Direct Address and Monologues are predominately used by the character ‘Lucky Eric’. Eric delivers his speeches throughout the play. During his first he talks about young girls dressed up and made up, spending everything they make on their nights out at the weekend, drinking too much and succumbing to the advances of men. ‘Lucky Eric’s’ speeches are used to slip in messages about the negative features of nightlife. I like how Godber has done this to change the mood of the audience. When watching I would go from Laughing to being very serious listening to Eric’s speeches. During the start of act two, Direct Address is used again when the Bouncers acknowledge the audience, asking what they are laughing at. This was effective because it pulled your attention straight back after the interval. These techniques are the key characteristics of the play, and are included and used effectively throughout.
The set is very minimal for ‘Bouncers’ and includes 4 barrels and a nightclub door. I think the minimalist set works really well because it doesn’t take the attention away from the actors. The quick pace and lack of set means that the actors have only themselves to rely on in making each character and location come to life. The four actors wear suits to resemble bouncers. Wearing suits worked especially well during the interval and before we entered the arena.
The four Bouncers stood outside the theatre in the foyer, and let the audience in like actual bouncers, breaking the fourth wall. They also patrolled the arena and foyer during the interval, staying in character. This gave the illusion that they weren’t acting. This worked well because the play changes direction frequently which makes it difficult for the audience to relax.
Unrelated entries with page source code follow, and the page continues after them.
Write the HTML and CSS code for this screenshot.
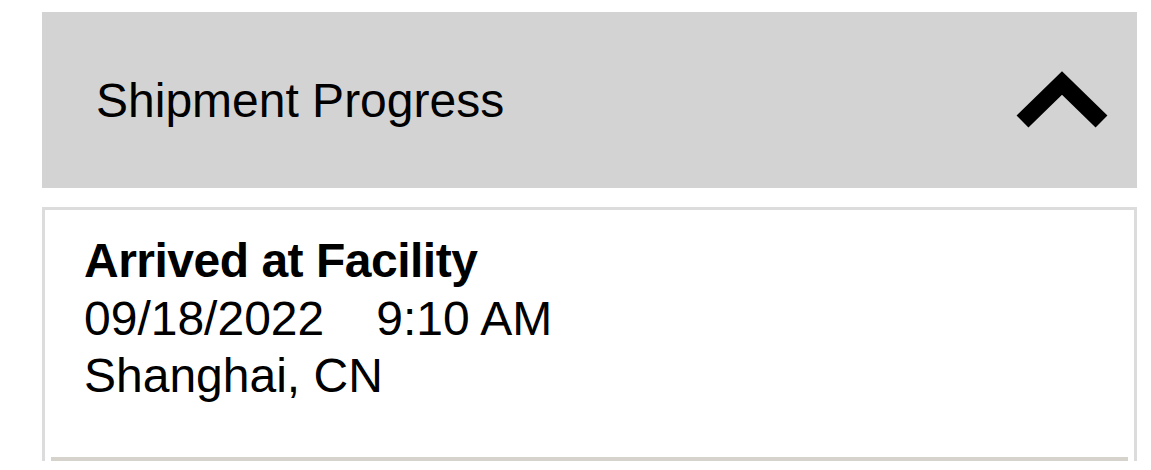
FILE: index.html
```html
<!DOCTYPE html>
<html lang="en">
<head>
  <meta charset="UTF-8">
  <meta name="viewport" content="width=device-width, initial-scale=1.0">
  <title>Shipment Progress</title>
  <link rel="stylesheet" href="styles.css">
</head>
<body>
  <div class="tracking">
    <div class="section-header">
      <span class="section-title">Shipment Progress</span>
      <svg class="chevron" width="100" height="70" viewBox="0 0 100 70">
        <path d="M10.5 56.5 L50 18 L89.5 56.5" fill="none" stroke="#000" stroke-width="17" stroke-linejoin="miter"/>
      </svg>
    </div>

    <div class="events">
      <div class="event">
        <div class="event-status">Arrived at Facility</div>
        <div class="event-time"><span>09/18/2022</span><span class="time">9:10 AM</span></div>
        <div class="event-place">Shanghai, CN</div>
      </div>
    </div>
  </div>
</body>
</html>
```

FILE: styles.css
```css
body {
  font-family: "Liberation Sans", Arial, sans-serif;
  margin: 0;
  padding: 0;
  background-color: #fff;
  color: #000;
}
.tracking {
  margin: 12px 14px 0 42px;
}
.section-header {
  display: flex;
  align-items: center;
  justify-content: space-between;
  height: 176px;
  padding: 0 25px 0 54px;
  background-color: #d3d3d3;
}
.section-title {
  font-size: 48px;
}
.chevron {
  display: block;
}
.events {
  margin-top: 19px;
  border: 3px solid #dcdcdc;
  border-bottom: none;
  padding: 0 6px;
}
.event {
  padding: 22px 33px 52px;
  border-bottom: 4px solid #d6d3cc;
  font-size: 48px;
  line-height: 57.6px;
}
.event-status {
  font-weight: bold;
  letter-spacing: -0.5px;
}
.time {
  margin-left: 52px;
}
```
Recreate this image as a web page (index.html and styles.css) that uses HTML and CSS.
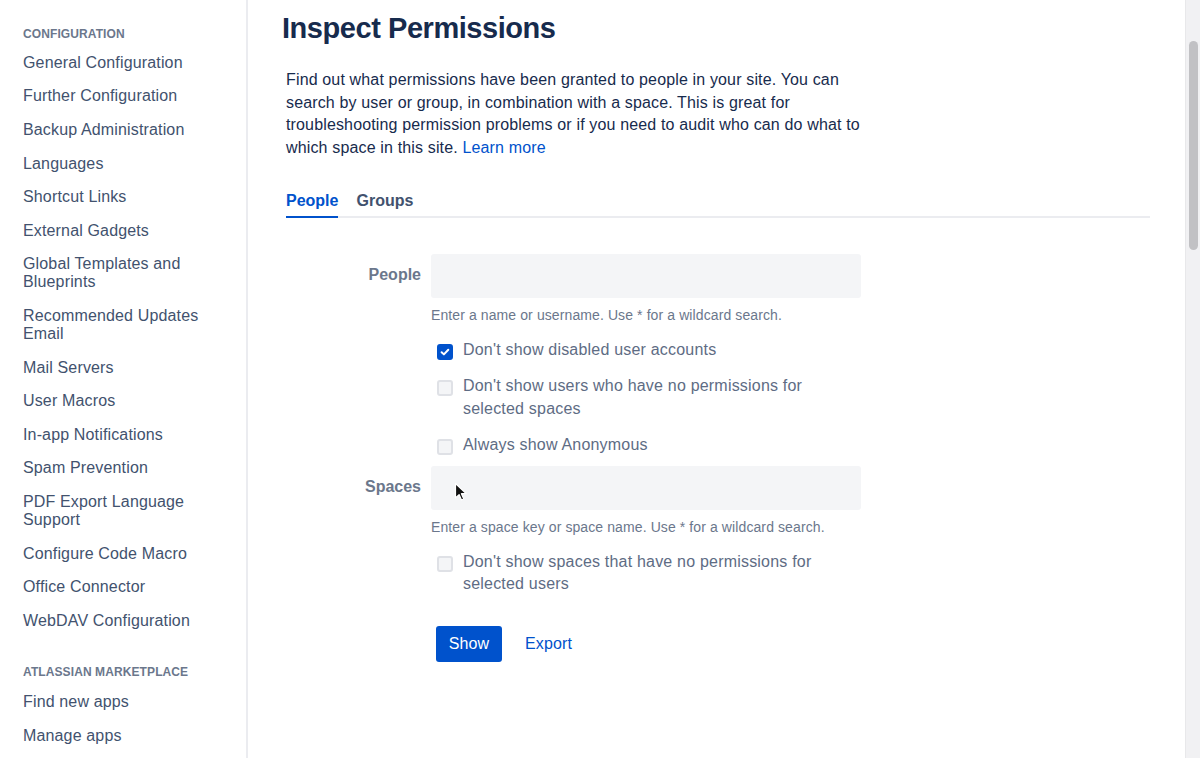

Therefore their minds stay alert and questioning. I thought the play was very interesting and comical to watch, and I loved how the comic parts of the play are harshly contrasted with serious issues about nightlife. We see this contrast when ’Lucky Eric’ performs his monologues. I like this because it keeps the audiences minds active.
My favourite part of the play was when the scene changes and the bouncers become the girls again. They are on the dance floor. Rosie feels sick and then sees her boyfriend kissing another girl. The tears flow. This was my favourite part because of the stereotypical emotional women and the over the top scenarios helped portray the different characters. Another part of the play I enjoyed was when the Bouncers are complaining about the cold and are planning to watch a pornographic film when their shift ends. Soon after Ralph and Eric become characters in the porn film and act out a scene whilst Les and Judd provide a running commentary. This was effective because of its comic value but also backed up Godber’s stereotypical man.
Lucky Eric was my favourite character In particular since I enjoyed his thoughtful speeches which were a quiet lull amid all the shouting. I also liked Eric because he speaks directly to and acknowledges the audience. Eric tells the other bouncers that his wife has left him, taking the children with him which gives us an insight about why Eric is such a disturbed man, which adds another layer to the piece, and most people would agree that the sequence in which Suzy is taken advantage of behind the club is one of the most disturbing and memorable in the play, a scene in which Eric tells. There was underlying 21st century music playing constantly throughout the play that gave the audience the feeling of being inside and out of the Night club. Many references to singers and celebrities of this century brought the play up to date, which made it more enjoyable for a younger target audience.
I would recommend this performance because it gave me an insight on nightlife and even though it was comical, Godber’s exposed a much more profound subject, whilst also showing the stereotypical nature of what the youth of the day did. In the lads, the girls and the bouncers Godber tries to convey that these characters are typical of Britain. He shows the funny side of the way in which young people act whilst also unearthing a more sinister subject in suggesting that drink is changing the nation. We see it in all of the characters. For example, the lads were talking amongst themselves very nicely before they go, however, once they leave, a fight breaks out in the club when they have had a little too much to drink. Bouncers also mixes styles – for example, prose, verse and song are blended together.
This also serves to keep the audience’s minds active. The language is shaped so that it is clearly recognisable to the plays target audience. This was clear because the script has bold and crude lines but also clever innuendo’s, which was funny for an older and younger audience. The cast of ‘Bouncers’ switched seamlessly from their roles as club bouncers, to lads on the make and even giggly girls portraying the youth of the day preparing for the big night out. This was outrageous, and even a little sinister.
Overall I think ‘Bouncers’ is a clever, funny and interesting play. I think the small arena and staging worked well because it enabled you to feel close to the characters, a sentiment they intended to evoke and made the monologues have more impact. I loved how they brought the script up to date by including relevant jokes and features that the youth of today understand. It had quick pace and kept my mind questioning. All things considered, this thoroughly enjoyable rendition of Godber’s comedy provided an entertaining night.